Trois caméras seront fixées sur l’hydrolienne, ainsi qu’un hydrophone pour écouter la machine, le Fromveur et les mammifères marins. Deux capteurs(4) mesureront la vitesse du courant, pour connaître le rendement hydrodynamique de ce moulin à eau. À sa première plongée, D10 n’a pas produit au maximum, ce n’était pas l’objectif. Et il n’y avait pas encore de gros câble électrique entre le container de Sabella à Porz Arlan, où arrive le câble sous-marin, et la centrale électrique de l’île. Le courant était volontairement dissipé grâce à une résistance dans le container. À pleine puissance, l’hydrolienne fournira beaucoup plus d’énergie électrique, parfois jusqu’à 1MW(5).
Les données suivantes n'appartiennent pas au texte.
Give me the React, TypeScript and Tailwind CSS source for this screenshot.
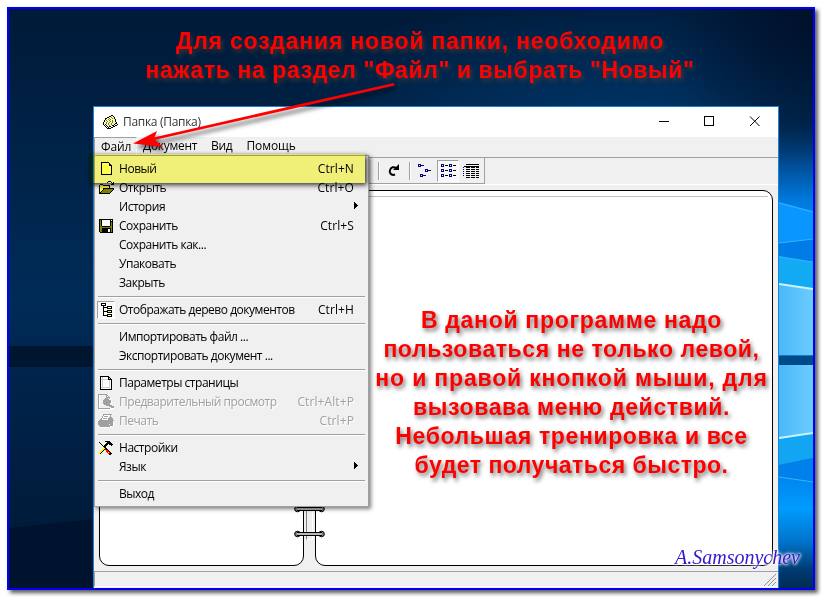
import clsx from "clsx";
import type { ReactNode } from "react";

const palette: Record<string, string> = {
    "#": "#000000",
    w: "#ffffff",
    g: "#a0a0a0",
    d: "#707070",
    s: "#d0d0d0",
    o: "#808000",
    y: "#ffff00",
    l: "#ffff99",
    r: "#ff0000",
    n: "#000080",
};

// small bitmap icons, one character per pixel
function Sprite({ rows, className }: { rows: string[]; className?: string }) {
    const w = Math.max(...rows.map((r) => r.length));
    return <svg width={w} height={rows.length} viewBox={`0 0 ${w} ${rows.length}`} shapeRendering="crispEdges" className={clsx("shrink-0", className)}>
        {rows.flatMap((row, y) => row.split("").map((c, x) =>
            palette[c] ? <rect key={`${x}-${y}`} x={x} y={y} width="1" height="1" fill={palette[c]} /> : null
        ))}
    </svg>
}

const folder = [
    "........##.....",
    "......##ll#....",
    "....##lldll#...",
    "..##lldlldl#...",
    "..#lldldllll#..",
    ".#ldlldlldll#..",
    ".#lldlldldll#..",
    "#lldlldlldlll#.",
    "#lldldlldlll##.",
    "#.#lldlldll#..#",
    ".#.#lldll##.##.",
    "..#.#l##..##...",
    "...#.#..##.....",
    "....####.......",
];

const fresh = [
    "########...",
    "#lllllll#..",
    "#lllllll##.",
    "#lllllll###",
    "#lllllllll#",
    "#lllllllll#",
    "#lllllllll#",
    "#lllllllll#",
    "#lllllllll#",
    "#lllllllll#",
    "#lllllllll#",
    "#lllllllll#",
    "###########",
];

const open = [
    ".........###...",
    "........#...#.#",
    ".............##",
    ".###........###",
    "#lyl#######....",
    "#ylylylyly#....",
    "#lylylylyl#....",
    "#yly###########",
    "#lyl#ooooooooo#",
    "#yl#ooooooooo#.",
    "#l#ooooooooo#..",
    "##ooooooooo#...",
    "###########....",
];

const save = [
    "##############",
    "#o#wwwwwwww#w#",
    "#o#wwwwwwww###",
    "#o#wwwwwwww#o#",
    "#o#wwwwwwww#o#",
    "#o#wwwwwwww#o#",
    "#o#wwwwwwww#o#",
    "#oo########oo#",
    "#oooooooooooo#",
    "#oo#########o#",
    "#oo######ww#o#",
    "#oo######ww#o#",
    "#oo######ww#o#",
    ".#############",
];

const tree = [
    "#####......",
    "#www#......",
    "#####......",
    "..#...#####",
    "..#####www#",
    "..#...#####",
    "..#........",
    "..#...#####",
    "..#####yyy#",
    "..#...#####",
    "..#........",
    "..#...#####",
    "..#####www#",
    "......#####",
];

const page = [
    "#########...",
    "#wswwwww##..",
    "#wswwwww#s#.",
    "#sssssss####",
    "#wswwwwwwsw#",
    "#wswwwwwwsw#",
    "#wswwwwwwsw#",
    "#wswwwwwwsw#",
    "#wswwwwwwsw#",
    "#wswwwwwwsw#",
    "#wswwwwwwsw#",
    "#sssssssssw#",
    "#wswwwwwwsw#",
    "############",
];

const preview = [
    "ggggggggg.......",
    "gw......gg......",
    "gw......gwg.....",
    "gw......gggg....",
    "gw.....ggg.gw...",
    "gw....gggggww...",
    "gw...ggggggggw..",
    "gw...ggggggggw..",
    "gw...ggggggggw..",
    "gw...gggggggww..",
    "gw....gggggg....",
    "gw......gggggg..",
    "gw........wggggg",
    "gw..........wggg",
    "ggggggggggggwwww",
    ".wwwwwwwwwwwww..",
];

const print = [
    ".....ggggggggg..",
    ".....gwwwwwwgw..",
    "....gwggggwwg...",
    "....gwwwwwwggg..",
    "...gwggggwggggg.",
    "..ggwwwwwwggggg.",
    ".ggggggggggggggg",
    "gggggggggggggggw",
    "gggggggggggggggw",
    "gggggggggggggggw",
    "gggggggggggwgggw",
    ".ggggggggggggggw",
    "..ggggggggggwww.",
    "...wwwwwwwwww...",
];

const tools = [
    "......#####...",
    "#.......####..",
    ".#.....######.",
    "..#...###.####",
    "...#.###....#.",
    "....###.......",
    "....y##y......",
    "....yy##......",
    "...yy#r##.....",
    "..yy#.yrr#....",
    ".yy#...rrr#...",
    "yy#.....ryr#..",
    "y#.......rr##.",
    "..........##..",
];

const smallIcons = [
    "nnn...........",
    "n.nnnn........",
    "nnn...........",
    "..............",
    "..............",
    ".......nnn....",
    ".......n.nnnn.",
    ".......nnn....",
    "..............",
    "..............",
    "..nnn.........",
    "..n.nnnn......",
    "..nnn.........",
];

const listIcons = [
    "nnn.....nnn....",
    "n.n.###.n.n.###",
    "nnn.....nnn....",
    "...............",
    "...............",
    "nnn.....nnn....",
    "n.n.###.n.n.###",
    "nnn.....nnn....",
    "...............",
    "...............",
    "nnn.....nnn....",
    "n.n.###.n.n.###",
    "nnn.....nnn....",
];

const details = [
    "...#############",
    "................",
    ".###############",
    "n..####.####.###",
    "................",
    "n..####.####.###",
    "................",
    "n..####.####.###",
    "................",
    "n..####.####.###",
    "................",
    "n..####.####.###",
    "................",
    "...####.####.###",
];

const arrowRight = ["#....", "##...", "###..", "####.", "###..", "##...", "#...."];

function Item({ label, keys, icon, disabled, sub, inset }: { label: string; keys?: string; icon?: string[]; disabled?: boolean; sub?: boolean; inset?: boolean }) {
    return <div className={clsx("flex h-[19px] items-center pr-[12px]", disabled && "text-[#a0a0a0] [text-shadow:1px_1px_0_#fff]")}>
        <div className={clsx("flex h-[18px] w-[18px] shrink-0 items-center justify-center", inset && "border border-[#a0a0a0] border-r-white border-b-white bg-[#f8f8f8]")}>
            {icon && <Sprite rows={icon} />}
        </div>
        <span className="ml-[4px] grow">{label}</span>
        {keys && <span className="tracking-[0.1px]">{keys}</span>}
        {sub && <Sprite rows={arrowRight} className="-mr-[5px] mb-[2px]" />}
    </div>
}

function Divider() {
    return <div className="h-2 px-[1px] pt-[4px]"><div className="h-[2px] w-full border-b border-white bg-[#a0a0a0]"></div></div>
}

function FileMenu() {
    return <div className="absolute left-0 top-[48px] h-[352px] w-[275px] border border-[#a0a0a0] bg-[#f0f0f0] pl-[2px] pr-[2px] pt-[3px] tracking-[-0.47px] shadow-[2px_2px_4px_rgba(0,0,0,0.5)]">
        <Item label="Новый" keys="Ctrl+N" icon={fresh} />
        <Item label="Открыть" keys="Ctrl+O" icon={open} />
        <Item label="История" sub />
        <Item label="Сохранить" keys="Ctrl+S" icon={save} />
        <Item label="Сохранить как..." />
        <Item label="Упаковать" />
        <Item label="Закрыть" />
        <Divider />
        <Item label="Отображать дерево документов" keys="Ctrl+H" icon={tree} inset />
        <Divider />
        <Item label="Импортировать файл ..." />
        <Item label="Экспортировать документ ..." />
        <Divider />
        <Item label="Параметры страницы" icon={page} />
        <Item label="Предварительный просмотр" keys="Ctrl+Alt+P" icon={preview} disabled />
        <Item label="Печать" keys="Ctrl+P" icon={print} disabled />
        <Divider />
        <Item label="Настройки" icon={tools} />
        <Item label="Язык" sub />
        <Divider />
        <Item label="Выход" />
    </div>
}

function Ring() {
    return <svg width="32" height="8" viewBox="0 0 32 8" className="shrink-0">
        <circle cx="3.5" cy="4" r="2.8" fill="#808080" stroke="#000" />
        <circle cx="27.5" cy="4" r="2.8" fill="#808080" stroke="#000" />
        <path d="M3 2.500H28M3 5.500H28" stroke="#000" shapeRendering="crispEdges" />
        <path d="M3 4H28" stroke="#b8b8b8" strokeWidth="2" shapeRendering="crispEdges" />
    </svg>
}

function Wallpaper() {
    return <svg width="804" height="579" viewBox="9 9 804 579" className="absolute left-0 top-0">
        <defs>
            <linearGradient id="base" x1="0" y1="0" x2="0" y2="1">
                <stop offset="0" stopColor="#001a38" />
                <stop offset="0.25" stopColor="#002348" />
                <stop offset="0.5" stopColor="#002b57" />
                <stop offset="0.65" stopColor="#00234a" />
                <stop offset="1" stopColor="#001834" />
            </linearGradient>
            <radialGradient id="glow" gradientUnits="userSpaceOnUse" cx="620" cy="130" r="330" gradientTransform="matrix(1 0 0 .45 0 72)">
                <stop offset="0" stopColor="#003a70" stopOpacity="0.8" />
                <stop offset="1" stopColor="#003a70" stopOpacity="0" />
            </radialGradient>
            <radialGradient id="corner" gradientUnits="userSpaceOnUse" cx="813" cy="20" r="150">
                <stop offset="0" stopColor="#00112b" />
                <stop offset="1" stopColor="#00112b" stopOpacity="0" />
            </radialGradient>
            <linearGradient id="beam" gradientUnits="userSpaceOnUse" x1="0" y1="120" x2="0" y2="588">
                <stop offset="0" stopColor="#00305f" stopOpacity="0" />
                <stop offset="0.09" stopColor="#004a90" />
                <stop offset="0.17" stopColor="#0078dc" />
                <stop offset="0.25" stopColor="#0090f8" />
                <stop offset="0.76" stopColor="#0084ec" />
                <stop offset="0.83" stopColor="#009cff" />
                <stop offset="0.9" stopColor="#0074cc" />
                <stop offset="0.96" stopColor="#003c74" />
                <stop offset="1" stopColor="#002a52" />
            </linearGradient>
            <linearGradient id="pane" x1="0" y1="0" x2="1" y2="0">
                <stop offset="0" stopColor="#4ab8f8" />
                <stop offset="1" stopColor="#6cccff" />
            </linearGradient>
        </defs>
        <rect x="9" y="9" width="804" height="579" fill="url(#base)" />
        <rect x="9" y="9" width="804" height="579" fill="url(#glow)" />
        <rect x="600" y="9" width="213" height="160" fill="url(#corner)" />
        <rect x="9" y="346" width="85" height="21" fill="#001530" />
        <path d="M9 528L94 519V588H9Z" fill="#00132e" />
        <rect x="779" y="120" width="34" height="468" fill="url(#beam)" />
        <path d="M779 202L813 211V239L779 243Z" fill="#0a96ff" />
        <path d="M779 243L813 239V262L779 256Z" fill="#007ce6" />
        <path d="M779 256L813 262V289L779 283Z" fill="#12aaf2" />
        <path d="M779 283L813 289V355.500H779Z" fill="url(#pane)" />
        <path d="M779 365H813V433L779 438Z" fill="url(#pane)" />
        <path d="M779 438L813 433V458L779 465Z" fill="#12a6f2" />
        <path d="M779 465L813 458V482L779 477Z" fill="#0080ea" />
        <path d="M779 203L813 212M779 243L813 239M779 257L813 262M779 477L813 482" stroke="#30b4ff" />
        <path d="M779 284L813 289M779 438L813 433" stroke="#c8f4f8" strokeWidth="2" />
        <rect x="779" y="355.500" width="34" height="9.500" fill="#004a8a" />
    </svg>
}

function AppWindow() {
    return <div className="relative ml-[84px] mt-[97px] flex h-[482px] w-[686px] flex-col border border-b-0 border-[#1883d7] bg-[#f0f0f0] font-['Open_Sans','Noto_Sans',sans-serif] text-[12px] leading-[19px] tracking-[-0.3px] text-black">
        <div className="flex h-[30px] items-center bg-white pl-[9px] pr-[18px]">
            <Sprite rows={folder} />
            <span className="mb-px ml-[5px] grow text-[#333]">Папка (Папка)</span>
            <svg width="101" height="11" viewBox="0 0 101 11" fill="none" stroke="#000" className="mb-[2px]">
                <path d="M0 5.500H10M45.500 .5h9v9h-9z" shapeRendering="crispEdges" />
                <path d="M91 .5l9.500 9.500M100.500 .5L91 10" />
            </svg>
        </div>
        <div className="flex h-5 items-start leading-[18px]">
            <span className="h-full w-[43px] border border-b-0 border-[#a0a0a0] border-r-white pl-[6px] tracking-[-0.1px]">Файл</span>
            <span className="ml-[6px]">Документ</span>
            <span className="ml-[14px]">Вид</span>
            <span className="ml-[14px] tracking-[-0.1px]">Помощь</span>
        </div>
        <div className="flex h-[28px] border-b border-t border-b-white border-t-[#a0a0a0]">
            <div className="flex h-[26px] w-[391px] items-center justify-end border-b border-r border-[#a0a0a0]">
                <div className="h-[18px] w-[2px] border-r border-white bg-[#a0a0a0]"></div>
                <svg width="12" height="13" viewBox="0 0 12 13" className="ml-[8px] mr-px">
                    <path d="M7 10.500C3 12 1 8.500 2 6C3 3 6 2.500 8 4" fill="none" stroke="#000" strokeWidth="2" />
                    <path d="M11 0V6H5Z" />
                </svg>
                <div className="ml-[8px] h-[18px] w-[2px] border-r border-white bg-[#a0a0a0]"></div>
                <Sprite rows={smallIcons} className="ml-[7px]" />
                <div className="ml-[5px] flex h-[22px] w-[22px] items-center justify-center border border-[#a0a0a0] border-b-white border-r-white bg-[#f8f8f8]">
                    <Sprite rows={listIcons} />
                </div>
                <Sprite rows={details} className="ml-[4px] mr-[5px]" />
            </div>
        </div>
        <div className="relative flex h-[386px] gap-[11px] pl-[5px] pr-[5px] pt-[5px]">
            <div className="h-[376px] w-[205px] rounded-[10px] border border-black bg-white"></div>
            <div className="h-[376px] grow rounded-[10px] border border-black bg-white px-[4px] pt-[5px]">
                <div className="h-px bg-[#c0c0c0]"></div>
            </div>
            <div className="absolute left-[212px] top-[5px] h-[350px] w-[7px] border-b border-l border-r border-b-white border-l-[#808080] border-r-white"></div>
            <div className="absolute left-[200px] top-[320px] flex flex-col gap-[17px]">
                <Ring />
                <Ring />
            </div>
        </div>
        <div className="flex h-[16px] items-end justify-end border-b border-l border-t border-[#a0a0a0] border-b-white pr-[2px]">
            <svg width="12" height="12" viewBox="0 0 12 12" stroke="#909090">
                <path d="M0 12L12 0M4 12L12 4M8 12L12 8" />
            </svg>
        </div>
        <FileMenu />
    </div>
}

function Caption({ children, className }: { children: ReactNode; className: string }) {
    return <div className={clsx("absolute flex flex-col items-center whitespace-nowrap font-['Liberation_Sans',Arial,sans-serif] text-[23px] font-bold leading-[29px] text-[#ff0000]", className)}>{children}</div>
}

export default function App() {
    return <div className="h-[597px] w-[822px] overflow-hidden bg-white pl-[7px] pt-[7px]">
        <div className="relative h-[583px] w-[808px] border-2 border-[#0000ff] shadow-[3px_3px_4px_rgba(0,0,0,0.65)]">
            <Wallpaper />
            <AppWindow />
            <div className="absolute left-[80px] top-[145px] h-[29px] w-[276px] bg-[#ffff80] mix-blend-multiply shadow-[2px_2px_5px_rgba(0,0,0,0.8)]"></div>
            <Caption className="left-[110px] top-[18px] w-[602px] [text-shadow:2px_3px_4px_rgba(90,70,50,0.6)]">
                <span className="tracking-[0.8px]">Для создания новой папки, необходимо</span>
                <span className="tracking-[0.59px]">нажать на раздел "Файл" и выбрать "Новый"</span>
            </Caption>
            <Caption className="left-[312px] top-[297px] w-[501px] [text-shadow:2px_3px_4px_rgba(0,0,0,0.55)]">
                <span className="tracking-[0.7px]">В даной программе надо</span>
                <span className="tracking-[0.59px]">пользоваться не только левой,</span>
                <span className="tracking-[0.82px]">но и правой кнопкой мыши, для</span>
                <span className="tracking-[0.64px]">вызовава меню действий.</span>
                <span className="tracking-[0.63px]">Небольшая тренировка и все</span>
                <span className="tracking-[0.5px]">будет получаться быстро.</span>
            </Caption>
            <svg width="280" height="80" viewBox="125 75 280 80" className="absolute left-[116px] top-[66px] drop-shadow-[3px_4px_2px_rgba(0,0,0,0.6)]">
                <path d="M393 84.500L155 138.500" stroke="#ff0000" strokeWidth="2.800" strokeLinecap="round" />
                <path d="M133 143.500L157 131L154 139L163 147Z" fill="#ff0000" />
            </svg>
            <span className="absolute left-[666px] top-[536px] whitespace-nowrap font-['Liberation_Serif',serif] text-[20px] italic leading-[24px] text-[#3a14d0] [text-shadow:0_0_3px_#fff,0_0_3px_#fff,0_0_4px_#fff]">A.Samsonychev</span>
        </div>
    </div>
}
« Nous venons d’obtenir les autorisations de la préfecture et nous espérons immerger l’hydrolienne avant l’hiver », poursuit Diane Dhomé. D’ici à trois ans, deux hydroliennes D12(6) seront installées à la place de D10 pour créer une ferme pilote. Sabella vendra ces machines au producteur d’électricité Akuo Energy dans le cadre du projet Phares, qui intègre plusieurs sources d’énergies renouvelables pour l’île.

NICOLAS GUILLAS

(1) L’électricité produite durant quatre mois n’a pas été vendue mais donnée, car D10 est un démonstrateur.
(2) L’une des trois manilles.
(3) La vitesse maximum du courant dans le passage du Fromveur est de 4,2 m/s.
(4) ADCP (Acoustic Doppler Current Profiler).
(5) 250kW en injection maximum dans la configuration actuelle. (6)Les rotors des D12 ont 12 m de diamètre, contre 10 pour la première.